[Extracted records]
## start

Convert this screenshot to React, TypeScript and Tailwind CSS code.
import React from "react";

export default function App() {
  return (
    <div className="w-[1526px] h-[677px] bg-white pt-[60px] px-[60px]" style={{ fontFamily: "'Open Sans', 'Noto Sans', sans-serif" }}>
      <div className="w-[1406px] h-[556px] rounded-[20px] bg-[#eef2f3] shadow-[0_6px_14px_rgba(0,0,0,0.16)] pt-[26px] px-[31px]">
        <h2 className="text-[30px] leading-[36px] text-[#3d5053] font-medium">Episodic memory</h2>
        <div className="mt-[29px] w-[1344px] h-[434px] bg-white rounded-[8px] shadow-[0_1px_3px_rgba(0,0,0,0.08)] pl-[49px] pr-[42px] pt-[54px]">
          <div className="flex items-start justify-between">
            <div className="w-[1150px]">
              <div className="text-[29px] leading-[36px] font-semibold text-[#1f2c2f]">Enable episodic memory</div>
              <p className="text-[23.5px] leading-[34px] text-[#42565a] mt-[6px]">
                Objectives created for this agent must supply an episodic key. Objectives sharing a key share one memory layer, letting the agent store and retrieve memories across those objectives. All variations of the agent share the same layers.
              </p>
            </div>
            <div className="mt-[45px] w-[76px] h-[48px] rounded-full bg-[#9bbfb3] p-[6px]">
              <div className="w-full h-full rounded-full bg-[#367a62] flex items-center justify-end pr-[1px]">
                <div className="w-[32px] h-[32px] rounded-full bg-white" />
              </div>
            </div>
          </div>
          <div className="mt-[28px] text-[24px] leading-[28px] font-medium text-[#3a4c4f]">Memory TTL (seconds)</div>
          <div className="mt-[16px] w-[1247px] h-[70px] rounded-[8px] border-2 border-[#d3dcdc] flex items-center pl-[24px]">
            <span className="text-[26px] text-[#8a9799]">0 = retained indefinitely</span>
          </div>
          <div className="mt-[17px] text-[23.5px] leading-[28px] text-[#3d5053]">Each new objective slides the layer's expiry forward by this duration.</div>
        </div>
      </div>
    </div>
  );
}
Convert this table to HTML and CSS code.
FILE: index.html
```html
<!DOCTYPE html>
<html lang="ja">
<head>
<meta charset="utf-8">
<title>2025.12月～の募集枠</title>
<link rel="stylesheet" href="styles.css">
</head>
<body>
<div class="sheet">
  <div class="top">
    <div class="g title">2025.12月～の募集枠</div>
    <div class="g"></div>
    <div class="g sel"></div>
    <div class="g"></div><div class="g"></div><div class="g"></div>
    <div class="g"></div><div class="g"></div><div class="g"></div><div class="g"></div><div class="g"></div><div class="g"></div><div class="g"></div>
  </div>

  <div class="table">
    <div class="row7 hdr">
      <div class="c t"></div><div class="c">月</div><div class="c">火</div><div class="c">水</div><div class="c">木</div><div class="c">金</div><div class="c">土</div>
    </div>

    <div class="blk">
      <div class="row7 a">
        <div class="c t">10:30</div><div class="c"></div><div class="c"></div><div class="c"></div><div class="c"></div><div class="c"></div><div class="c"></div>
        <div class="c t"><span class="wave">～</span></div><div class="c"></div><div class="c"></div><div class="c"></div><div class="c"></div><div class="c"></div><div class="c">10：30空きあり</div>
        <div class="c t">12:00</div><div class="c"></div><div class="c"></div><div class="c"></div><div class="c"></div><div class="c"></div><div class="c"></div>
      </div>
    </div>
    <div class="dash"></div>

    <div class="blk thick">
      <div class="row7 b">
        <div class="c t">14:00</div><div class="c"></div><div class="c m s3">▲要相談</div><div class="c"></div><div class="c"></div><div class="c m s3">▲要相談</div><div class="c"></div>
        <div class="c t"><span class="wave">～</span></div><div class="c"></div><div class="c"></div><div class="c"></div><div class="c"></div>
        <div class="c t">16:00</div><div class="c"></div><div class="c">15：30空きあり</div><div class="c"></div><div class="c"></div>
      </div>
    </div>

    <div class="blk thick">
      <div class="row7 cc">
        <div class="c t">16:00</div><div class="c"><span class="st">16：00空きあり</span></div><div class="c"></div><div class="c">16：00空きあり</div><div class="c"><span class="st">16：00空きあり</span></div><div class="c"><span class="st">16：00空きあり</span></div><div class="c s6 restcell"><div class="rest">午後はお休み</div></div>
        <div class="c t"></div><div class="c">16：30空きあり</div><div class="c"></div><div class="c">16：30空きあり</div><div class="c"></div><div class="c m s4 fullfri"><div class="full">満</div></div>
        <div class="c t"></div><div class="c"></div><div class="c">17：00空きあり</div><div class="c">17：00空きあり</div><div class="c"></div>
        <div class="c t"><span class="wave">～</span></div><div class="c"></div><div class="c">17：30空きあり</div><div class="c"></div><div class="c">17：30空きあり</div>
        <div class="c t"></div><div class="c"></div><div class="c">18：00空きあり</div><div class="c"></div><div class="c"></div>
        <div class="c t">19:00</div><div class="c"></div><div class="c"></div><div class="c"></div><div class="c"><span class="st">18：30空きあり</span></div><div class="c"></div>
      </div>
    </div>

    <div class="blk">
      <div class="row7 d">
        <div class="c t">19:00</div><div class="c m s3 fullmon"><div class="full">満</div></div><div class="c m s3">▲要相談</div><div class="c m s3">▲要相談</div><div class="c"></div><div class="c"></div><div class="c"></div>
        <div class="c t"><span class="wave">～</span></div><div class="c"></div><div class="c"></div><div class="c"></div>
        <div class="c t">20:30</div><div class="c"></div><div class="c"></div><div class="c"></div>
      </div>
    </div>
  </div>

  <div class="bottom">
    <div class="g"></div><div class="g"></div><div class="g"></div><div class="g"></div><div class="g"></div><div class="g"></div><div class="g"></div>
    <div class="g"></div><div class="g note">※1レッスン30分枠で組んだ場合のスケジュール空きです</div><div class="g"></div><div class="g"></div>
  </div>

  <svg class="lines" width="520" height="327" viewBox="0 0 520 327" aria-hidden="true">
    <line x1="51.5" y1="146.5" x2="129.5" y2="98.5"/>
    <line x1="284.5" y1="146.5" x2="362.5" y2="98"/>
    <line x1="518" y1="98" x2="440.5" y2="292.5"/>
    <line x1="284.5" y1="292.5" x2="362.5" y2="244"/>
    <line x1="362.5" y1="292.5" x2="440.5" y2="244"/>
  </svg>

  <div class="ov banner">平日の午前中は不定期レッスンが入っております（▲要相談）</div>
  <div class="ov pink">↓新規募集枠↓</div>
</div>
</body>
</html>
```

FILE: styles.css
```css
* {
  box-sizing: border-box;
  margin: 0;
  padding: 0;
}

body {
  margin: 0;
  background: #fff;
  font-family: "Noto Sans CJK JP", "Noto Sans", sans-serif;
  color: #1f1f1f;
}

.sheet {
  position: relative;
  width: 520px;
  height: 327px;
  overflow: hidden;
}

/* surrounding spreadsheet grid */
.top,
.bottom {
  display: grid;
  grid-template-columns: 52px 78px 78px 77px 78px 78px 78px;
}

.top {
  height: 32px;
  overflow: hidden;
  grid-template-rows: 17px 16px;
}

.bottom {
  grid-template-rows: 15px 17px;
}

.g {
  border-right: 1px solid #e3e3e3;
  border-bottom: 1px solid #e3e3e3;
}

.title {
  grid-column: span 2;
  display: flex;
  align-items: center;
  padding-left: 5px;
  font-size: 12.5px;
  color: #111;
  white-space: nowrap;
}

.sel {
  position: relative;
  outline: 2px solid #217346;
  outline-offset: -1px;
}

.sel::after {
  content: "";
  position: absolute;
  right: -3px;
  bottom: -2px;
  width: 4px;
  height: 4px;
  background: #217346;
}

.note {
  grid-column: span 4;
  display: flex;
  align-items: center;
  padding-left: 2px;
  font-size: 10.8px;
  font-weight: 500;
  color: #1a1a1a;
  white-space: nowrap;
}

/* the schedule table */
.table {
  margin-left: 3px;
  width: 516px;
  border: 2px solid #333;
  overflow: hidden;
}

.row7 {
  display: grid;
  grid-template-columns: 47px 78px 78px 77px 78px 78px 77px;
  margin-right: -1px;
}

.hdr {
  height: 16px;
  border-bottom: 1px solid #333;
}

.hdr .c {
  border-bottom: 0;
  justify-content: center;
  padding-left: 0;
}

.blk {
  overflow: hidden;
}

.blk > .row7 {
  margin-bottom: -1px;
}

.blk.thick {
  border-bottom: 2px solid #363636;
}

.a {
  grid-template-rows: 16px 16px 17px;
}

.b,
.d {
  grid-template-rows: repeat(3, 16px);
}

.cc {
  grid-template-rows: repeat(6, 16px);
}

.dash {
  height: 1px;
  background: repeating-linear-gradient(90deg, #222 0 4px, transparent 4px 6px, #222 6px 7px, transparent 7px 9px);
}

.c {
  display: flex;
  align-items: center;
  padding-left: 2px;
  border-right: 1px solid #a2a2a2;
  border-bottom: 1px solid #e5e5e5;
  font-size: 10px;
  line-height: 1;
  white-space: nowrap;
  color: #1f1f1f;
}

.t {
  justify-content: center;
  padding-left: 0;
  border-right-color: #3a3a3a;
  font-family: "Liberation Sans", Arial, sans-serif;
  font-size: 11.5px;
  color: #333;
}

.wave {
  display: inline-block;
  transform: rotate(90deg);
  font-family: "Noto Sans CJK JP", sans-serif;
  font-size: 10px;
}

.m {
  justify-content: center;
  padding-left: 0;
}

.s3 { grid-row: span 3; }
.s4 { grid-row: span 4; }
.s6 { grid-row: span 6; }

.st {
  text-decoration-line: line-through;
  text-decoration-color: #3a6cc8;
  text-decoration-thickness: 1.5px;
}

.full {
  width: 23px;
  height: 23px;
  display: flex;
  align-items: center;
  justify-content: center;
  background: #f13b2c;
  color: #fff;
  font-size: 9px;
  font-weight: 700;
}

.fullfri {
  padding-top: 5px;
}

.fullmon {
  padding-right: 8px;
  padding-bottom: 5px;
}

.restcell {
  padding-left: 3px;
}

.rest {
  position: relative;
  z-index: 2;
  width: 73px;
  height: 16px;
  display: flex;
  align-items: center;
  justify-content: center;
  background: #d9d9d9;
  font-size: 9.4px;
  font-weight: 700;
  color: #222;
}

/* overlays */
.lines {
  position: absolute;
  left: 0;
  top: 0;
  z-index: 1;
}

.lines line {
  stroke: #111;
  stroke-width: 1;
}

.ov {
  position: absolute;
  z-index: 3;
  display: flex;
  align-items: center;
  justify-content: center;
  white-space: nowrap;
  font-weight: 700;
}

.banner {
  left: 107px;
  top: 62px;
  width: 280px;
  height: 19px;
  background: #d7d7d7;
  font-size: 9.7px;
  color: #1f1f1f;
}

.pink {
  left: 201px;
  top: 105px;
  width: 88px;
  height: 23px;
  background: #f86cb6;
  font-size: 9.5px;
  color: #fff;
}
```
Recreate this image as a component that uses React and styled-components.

## end

The answer should consist of the lines from the first line of the entries through the line with "import React from", copied exactly.

Convert this screenshot to React, TypeScript and Tailwind CSS code.
import React from "react";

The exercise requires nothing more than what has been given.